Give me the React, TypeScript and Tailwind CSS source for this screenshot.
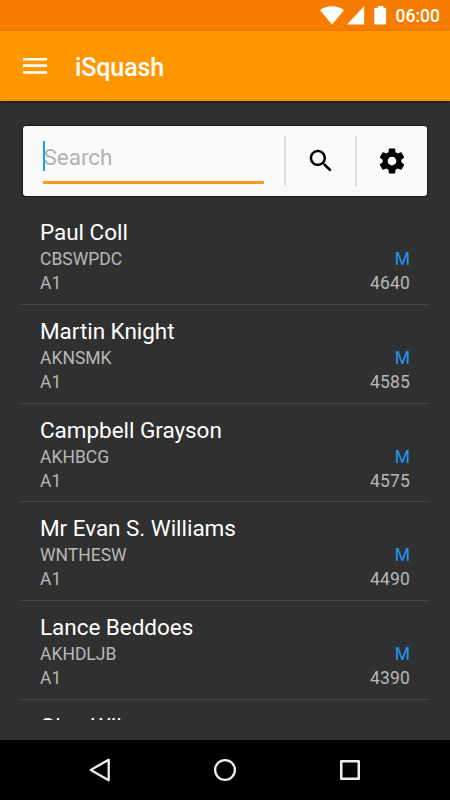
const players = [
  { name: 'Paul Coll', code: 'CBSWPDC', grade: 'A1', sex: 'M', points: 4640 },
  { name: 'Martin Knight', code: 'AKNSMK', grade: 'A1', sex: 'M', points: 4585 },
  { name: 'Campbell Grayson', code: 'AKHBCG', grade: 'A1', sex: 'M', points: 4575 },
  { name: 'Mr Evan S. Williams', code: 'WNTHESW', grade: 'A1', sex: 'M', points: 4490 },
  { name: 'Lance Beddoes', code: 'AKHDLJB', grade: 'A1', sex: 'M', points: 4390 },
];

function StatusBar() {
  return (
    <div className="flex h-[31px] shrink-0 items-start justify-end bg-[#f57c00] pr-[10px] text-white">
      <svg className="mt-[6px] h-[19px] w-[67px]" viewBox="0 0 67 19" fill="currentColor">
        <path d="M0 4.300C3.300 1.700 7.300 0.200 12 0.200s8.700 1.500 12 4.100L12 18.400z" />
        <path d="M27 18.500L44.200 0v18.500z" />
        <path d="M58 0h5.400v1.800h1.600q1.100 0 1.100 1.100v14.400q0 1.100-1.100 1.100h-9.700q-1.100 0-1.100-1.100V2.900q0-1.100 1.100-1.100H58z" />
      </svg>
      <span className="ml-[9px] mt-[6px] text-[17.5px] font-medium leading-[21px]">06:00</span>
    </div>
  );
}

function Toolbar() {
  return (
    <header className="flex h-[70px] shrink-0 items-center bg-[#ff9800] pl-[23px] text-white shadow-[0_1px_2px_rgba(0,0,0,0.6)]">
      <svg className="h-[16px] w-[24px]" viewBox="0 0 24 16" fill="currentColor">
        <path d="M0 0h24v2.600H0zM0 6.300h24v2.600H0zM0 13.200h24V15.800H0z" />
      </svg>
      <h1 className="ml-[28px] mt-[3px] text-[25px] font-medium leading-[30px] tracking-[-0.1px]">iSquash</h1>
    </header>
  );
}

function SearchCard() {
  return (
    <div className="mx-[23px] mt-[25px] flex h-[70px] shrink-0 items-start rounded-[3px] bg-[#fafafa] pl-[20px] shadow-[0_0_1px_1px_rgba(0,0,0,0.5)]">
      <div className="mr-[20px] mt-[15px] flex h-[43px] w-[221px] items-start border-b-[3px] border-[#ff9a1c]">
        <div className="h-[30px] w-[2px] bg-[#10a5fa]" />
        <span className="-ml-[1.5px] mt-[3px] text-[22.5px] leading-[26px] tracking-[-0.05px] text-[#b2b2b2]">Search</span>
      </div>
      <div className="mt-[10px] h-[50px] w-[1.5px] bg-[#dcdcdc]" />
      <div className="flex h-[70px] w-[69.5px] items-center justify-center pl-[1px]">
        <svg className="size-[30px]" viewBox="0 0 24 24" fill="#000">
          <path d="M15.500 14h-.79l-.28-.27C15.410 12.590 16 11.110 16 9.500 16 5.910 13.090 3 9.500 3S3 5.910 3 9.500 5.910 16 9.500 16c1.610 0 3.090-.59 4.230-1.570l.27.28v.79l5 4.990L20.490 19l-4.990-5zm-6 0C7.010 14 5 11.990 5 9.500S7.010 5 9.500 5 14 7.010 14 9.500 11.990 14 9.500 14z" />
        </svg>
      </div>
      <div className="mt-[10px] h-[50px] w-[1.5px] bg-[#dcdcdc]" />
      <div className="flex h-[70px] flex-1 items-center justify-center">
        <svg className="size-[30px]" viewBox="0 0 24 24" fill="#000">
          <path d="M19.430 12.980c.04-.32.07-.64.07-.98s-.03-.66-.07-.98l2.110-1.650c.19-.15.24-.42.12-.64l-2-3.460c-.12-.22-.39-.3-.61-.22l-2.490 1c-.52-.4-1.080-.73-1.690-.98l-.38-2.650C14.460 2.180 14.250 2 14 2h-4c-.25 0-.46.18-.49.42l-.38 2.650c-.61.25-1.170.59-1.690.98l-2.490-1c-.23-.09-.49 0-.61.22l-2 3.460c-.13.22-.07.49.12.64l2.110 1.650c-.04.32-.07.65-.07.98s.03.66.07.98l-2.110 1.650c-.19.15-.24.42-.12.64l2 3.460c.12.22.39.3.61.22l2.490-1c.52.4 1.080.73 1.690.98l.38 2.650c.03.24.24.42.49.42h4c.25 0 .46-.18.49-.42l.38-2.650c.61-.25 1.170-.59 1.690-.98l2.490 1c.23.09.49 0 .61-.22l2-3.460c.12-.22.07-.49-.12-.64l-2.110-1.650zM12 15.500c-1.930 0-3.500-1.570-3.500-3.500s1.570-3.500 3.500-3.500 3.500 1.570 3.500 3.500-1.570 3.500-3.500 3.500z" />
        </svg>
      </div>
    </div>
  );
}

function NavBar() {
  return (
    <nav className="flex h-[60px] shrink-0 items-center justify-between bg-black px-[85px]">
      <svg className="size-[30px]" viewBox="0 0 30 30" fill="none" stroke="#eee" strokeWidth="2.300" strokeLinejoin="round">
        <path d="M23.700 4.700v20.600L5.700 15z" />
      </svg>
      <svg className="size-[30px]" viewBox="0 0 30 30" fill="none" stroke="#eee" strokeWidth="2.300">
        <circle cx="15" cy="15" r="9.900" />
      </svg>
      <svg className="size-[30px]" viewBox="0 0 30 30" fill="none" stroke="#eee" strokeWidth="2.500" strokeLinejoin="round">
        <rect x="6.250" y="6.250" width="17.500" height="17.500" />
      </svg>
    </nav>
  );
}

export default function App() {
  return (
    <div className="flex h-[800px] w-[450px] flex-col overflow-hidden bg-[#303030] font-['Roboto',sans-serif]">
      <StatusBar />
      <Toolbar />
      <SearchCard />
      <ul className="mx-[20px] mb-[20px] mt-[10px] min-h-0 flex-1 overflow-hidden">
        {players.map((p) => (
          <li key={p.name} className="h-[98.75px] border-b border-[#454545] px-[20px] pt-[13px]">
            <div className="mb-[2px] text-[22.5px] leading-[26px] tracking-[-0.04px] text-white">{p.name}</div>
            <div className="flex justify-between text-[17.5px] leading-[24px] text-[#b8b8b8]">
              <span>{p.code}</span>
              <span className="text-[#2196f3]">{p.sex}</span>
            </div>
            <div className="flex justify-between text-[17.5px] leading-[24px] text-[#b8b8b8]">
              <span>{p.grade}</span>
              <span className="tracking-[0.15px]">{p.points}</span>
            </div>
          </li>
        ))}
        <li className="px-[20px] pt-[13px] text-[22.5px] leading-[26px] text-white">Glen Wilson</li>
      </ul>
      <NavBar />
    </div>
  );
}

◆ ◆ ◆ ◆ ◆ ◆ ◆

Leave the images out and output the remaining material exactly as it stands.

**Reply to the task**
Give me the React, TypeScript and Tailwind CSS source for this screenshot.
const players = [
  { name: 'Paul Coll', code: 'CBSWPDC', grade: 'A1', sex: 'M', points: 4640 },
  { name: 'Martin Knight', code: 'AKNSMK', grade: 'A1', sex: 'M', points: 4585 },
  { name: 'Campbell Grayson', code: 'AKHBCG', grade: 'A1', sex: 'M', points: 4575 },
  { name: 'Mr Evan S. Williams', code: 'WNTHESW', grade: 'A1', sex: 'M', points: 4490 },
  { name: 'Lance Beddoes', code: 'AKHDLJB', grade: 'A1', sex: 'M', points: 4390 },
];

function StatusBar() {
  return (
    <div className="flex h-[31px] shrink-0 items-start justify-end bg-[#f57c00] pr-[10px] text-white">
      <svg className="mt-[6px] h-[19px] w-[67px]" viewBox="0 0 67 19" fill="currentColor">
        <path d="M0 4.300C3.300 1.700 7.300 0.200 12 0.200s8.700 1.500 12 4.100L12 18.400z" />
        <path d="M27 18.500L44.200 0v18.500z" />
        <path d="M58 0h5.400v1.800h1.600q1.100 0 1.100 1.100v14.400q0 1.100-1.100 1.100h-9.700q-1.100 0-1.100-1.100V2.900q0-1.100 1.100-1.100H58z" />
      </svg>
      <span className="ml-[9px] mt-[6px] text-[17.5px] font-medium leading-[21px]">06:00</span>
    </div>
  );
}

function Toolbar() {
  return (
    <header className="flex h-[70px] shrink-0 items-center bg-[#ff9800] pl-[23px] text-white shadow-[0_1px_2px_rgba(0,0,0,0.6)]">
      <svg className="h-[16px] w-[24px]" viewBox="0 0 24 16" fill="currentColor">
        <path d="M0 0h24v2.600H0zM0 6.300h24v2.600H0zM0 13.200h24V15.800H0z" />
      </svg>
      <h1 className="ml-[28px] mt-[3px] text-[25px] font-medium leading-[30px] tracking-[-0.1px]">iSquash</h1>
    </header>
  );
}

function SearchCard() {
  return (
    <div className="mx-[23px] mt-[25px] flex h-[70px] shrink-0 items-start rounded-[3px] bg-[#fafafa] pl-[20px] shadow-[0_0_1px_1px_rgba(0,0,0,0.5)]">
      <div className="mr-[20px] mt-[15px] flex h-[43px] w-[221px] items-start border-b-[3px] border-[#ff9a1c]">
        <div className="h-[30px] w-[2px] bg-[#10a5fa]" />
        <span className="-ml-[1.5px] mt-[3px] text-[22.5px] leading-[26px] tracking-[-0.05px] text-[#b2b2b2]">Search</span>
      </div>
      <div className="mt-[10px] h-[50px] w-[1.5px] bg-[#dcdcdc]" />
      <div className="flex h-[70px] w-[69.5px] items-center justify-center pl-[1px]">
        <svg className="size-[30px]" viewBox="0 0 24 24" fill="#000">
          <path d="M15.500 14h-.79l-.28-.27C15.410 12.590 16 11.110 16 9.500 16 5.910 13.090 3 9.500 3S3 5.910 3 9.500 5.910 16 9.500 16c1.610 0 3.090-.59 4.230-1.570l.27.28v.79l5 4.990L20.490 19l-4.990-5zm-6 0C7.010 14 5 11.990 5 9.500S7.010 5 9.500 5 14 7.010 14 9.500 11.990 14 9.500 14z" />
        </svg>
      </div>
      <div className="mt-[10px] h-[50px] w-[1.5px] bg-[#dcdcdc]" />
      <div className="flex h-[70px] flex-1 items-center justify-center">
        <svg className="size-[30px]" viewBox="0 0 24 24" fill="#000">
          <path d="M19.430 12.980c.04-.32.07-.64.07-.98s-.03-.66-.07-.98l2.110-1.650c.19-.15.24-.42.12-.64l-2-3.460c-.12-.22-.39-.3-.61-.22l-2.490 1c-.52-.4-1.080-.73-1.690-.98l-.38-2.650C14.460 2.180 14.250 2 14 2h-4c-.25 0-.46.18-.49.42l-.38 2.650c-.61.25-1.170.59-1.690.98l-2.490-1c-.23-.09-.49 0-.61.22l-2 3.460c-.13.22-.07.49.12.64l2.110 1.650c-.04.32-.07.65-.07.98s.03.66.07.98l-2.110 1.650c-.19.15-.24.42-.12.64l2 3.460c.12.22.39.3.61.22l2.490-1c.52.4 1.080.73 1.690.98l.38 2.650c.03.24.24.42.49.42h4c.25 0 .46-.18.49-.42l.38-2.650c.61-.25 1.170-.59 1.690-.98l2.490 1c.23.09.49 0 .61-.22l2-3.460c.12-.22.07-.49-.12-.64l-2.110-1.650zM12 15.500c-1.930 0-3.500-1.570-3.500-3.500s1.570-3.500 3.500-3.500 3.500 1.570 3.500 3.500-1.570 3.500-3.500 3.500z" />
        </svg>
      </div>
    </div>
  );
}

function NavBar() {
  return (
    <nav className="flex h-[60px] shrink-0 items-center justify-between bg-black px-[85px]">
      <svg className="size-[30px]" viewBox="0 0 30 30" fill="none" stroke="#eee" strokeWidth="2.300" strokeLinejoin="round">
        <path d="M23.700 4.700v20.600L5.700 15z" />
      </svg>
      <svg className="size-[30px]" viewBox="0 0 30 30" fill="none" stroke="#eee" strokeWidth="2.300">
        <circle cx="15" cy="15" r="9.900" />
      </svg>
      <svg className="size-[30px]" viewBox="0 0 30 30" fill="none" stroke="#eee" strokeWidth="2.500" strokeLinejoin="round">
        <rect x="6.250" y="6.250" width="17.500" height="17.500" />
      </svg>
    </nav>
  );
}

export default function App() {
  return (
    <div className="flex h-[800px] w-[450px] flex-col overflow-hidden bg-[#303030] font-['Roboto',sans-serif]">
      <StatusBar />
      <Toolbar />
      <SearchCard />
      <ul className="mx-[20px] mb-[20px] mt-[10px] min-h-0 flex-1 overflow-hidden">
        {players.map((p) => (
          <li key={p.name} className="h-[98.75px] border-b border-[#454545] px-[20px] pt-[13px]">
            <div className="mb-[2px] text-[22.5px] leading-[26px] tracking-[-0.04px] text-white">{p.name}</div>
            <div className="flex justify-between text-[17.5px] leading-[24px] text-[#b8b8b8]">
              <span>{p.code}</span>
              <span className="text-[#2196f3]">{p.sex}</span>
            </div>
            <div className="flex justify-between text-[17.5px] leading-[24px] text-[#b8b8b8]">
              <span>{p.grade}</span>
              <span className="tracking-[0.15px]">{p.points}</span>
            </div>
          </li>
        ))}
        <li className="px-[20px] pt-[13px] text-[22.5px] leading-[26px] text-white">Glen Wilson</li>
      </ul>
      <NavBar />
    </div>
  );
}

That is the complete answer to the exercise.